M. Habboub a, également, fait observer que le traitement préliminaire de cette affaire a permis de relever que les membres de cette cellule terroriste étaient étroitement liés à des cadres du « comité des opérations extérieures » relevant de la branche sahélienne de « Daech », qui était dirigée par le dénommé Adnan Abou Walid al-Sahraoui (décédé), et que le projet terroriste des membres de cette cellule a reçu la bénédiction de la branche sahélienne de Daech, sachant qu’ils ont reçu récemment un enregistrement vidéo les incitant à exécuter les opérations, soit un passage imminent à la phase d’exécution des opérations malveillantes.
« Si toutes les tentatives d’Al-Qaïda au Maghreb islamique (Aqmi), ainsi que des groupes qui en sont issus ou affiliés à « Daech », de s’implanter au Maroc ont échoué, le démantèlement de cette cellule, à quelques semaines de la neutralisation de la cellule des +trois frères+ à Had Soualem (banlieue de Casablanca), confirme que le Royaume du Maroc, au regard de son adhésion aux efforts internationaux de lutte contre le terrorisme, demeure une cible prioritaire dans l’agenda de tous les groupes terroristes actifs dans la région du Sahel », a-t-il fait observer.
A cet égard, M. Habboub a rappelé que les services de sécurité marocains étaient les premiers à alerter la communauté internationale sur l’importance stratégique du continent africain dans l’agenda d’Al-Qaïda, matrice de tous les groupes terroristes actuels ayant contribué à la situation chaotique sévissant dans de nombreux pays sahéliens, raison pour laquelle les services marocains sont restés en état d’alerte maximale pour anticiper, contrer et avorter toute menace provenant des groupes terroristes, qui entretiennent des liens avérés avec des milices séparatistes et des réseaux du crime organisé dans la région.
Dans ce contexte, le directeur du BCIJ a rappelé que les services de sécurité marocains ont démantelé plus de 40 cellules ayant des liens directs avec les organisations terroristes de la région du Sahel et de l’Afrique subsaharienne, dont certaines étaient spécialisées dans l’envoi de combattants marocains dans la perspective de bénéficier de formations paramilitaires avant leur retour au pays pour commettre des actes terroristes, alors que d’autres opéraient sous le contrôle direct des « émirs de guerre » affiliés à ces organisations.
A titre d’exemple, M. Habboub a cité la cellule terroriste démantelée en décembre 2005 à Tanger, dirigée par le dénommé « Ibrahim », et qui avait des ramifications en Espagne ainsi qu’avec l’ex-GSPC ayant évolué alors à la zone sahélo-saharienne.
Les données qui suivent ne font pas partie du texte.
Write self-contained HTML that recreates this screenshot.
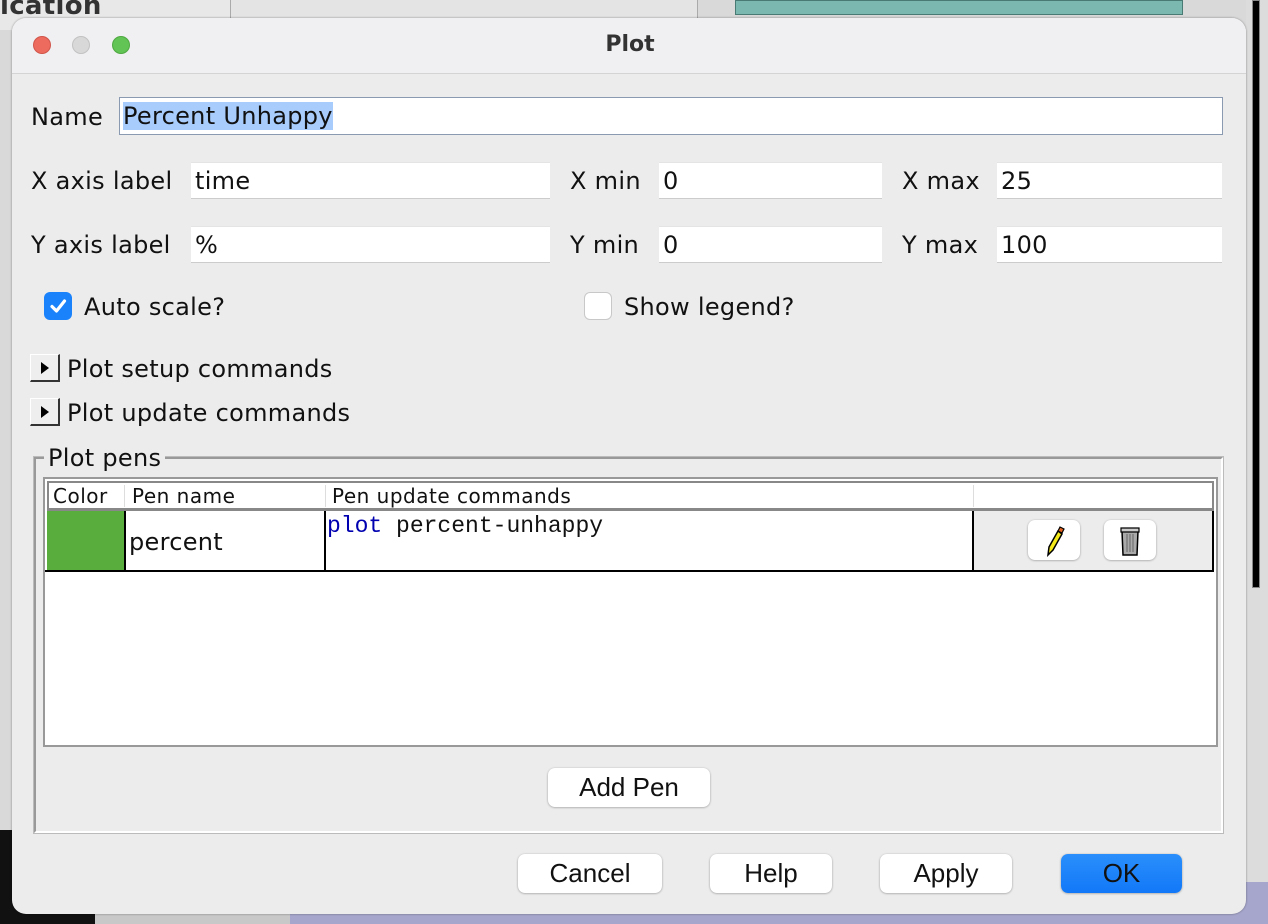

Les enquêtes ont révélé que son émir avait séjourné pendant deux mois dans un camp d’entraînement du groupe au Mali, avant de se voir confier la mission de créer une base logistique et humaine pour préparer une série d’attentats au Maroc, avec le soutien d’un expert maghrébin en explosifs.
La découverte de la cache d’armes dans la région d’Errachidia, a-t-il poursuivi, rappelle la cellule d’Amgala, liée à AQMI, démantelée en janvier 2011. Cette cellule disposait aussi d’un dépôt d’armes lourdes situé à 220 km de Laâyoune, accessible uniquement via le système de géolocalisation, fourni alors par un seul individu, suivant le même procédé adopté par la présente structure, ce qui constitue un point commun entre les deux cellules, en plus du procédé de leur gestion à distance. A titre de rappel, la cellule d’Amgala était dirigée depuis le Mali par l’ancien cadre marocain d’AQMI, Noureddine El Youbi (décédé).
Selon le directeur du BCIJ, « si l’enquête se poursuit pour déterminer d’éventuels liens supplémentaires des membres de cette cellule et révéler ses ramifications transfrontalières potentielles, il est essentiel de souligner que cette opération sécuritaire confirme la tendance des branches africaines de « Daech » et consorts à internationaliser leurs activités, à travers la relance des opérations extérieures sous la houlette de la matrice mère ».
« Cela s’illustre d’ailleurs par la présence, au sein de leurs rangs, d’un grand nombre de combattants étrangers de diverses nationalités, comme l’a démontré l’attaque menée, le 31 décembre 2024, par la branche somalienne de +Daech+ contre les forces armées du Puntland, exécutée, exclusivement, par les combattants étrangers, dont deux kamikazes marocains ayant péri lors de l’opération », a rappelé M. Habboub.
Et de noter que la région du Sahel et de l’Afrique subsaharienne est considérée actuellement comme étant le théâtre d’activités intenses des groupes terroristes qui profitent de plusieurs facteurs favorables à leur survie dont les conflits ethniques et tribaux, l’instabilité politique, l’étendue des territoires, les difficultés des États de la région à asseoir leur autorité, ainsi que la convergence des activités de ces groupes terroristes avec celles des bandes criminelles.
Cette situation, a conclu le directeur du BCIJ, constitue une menace réelle pour les pays de l’Afrique du Nord, ainsi que pour les États européens, dans un contexte où les dirigeants terroristes cherchent à démontrer leur capacité à s’adapter aux évolutions et aux revers subis dans certaines zones sous leur influence.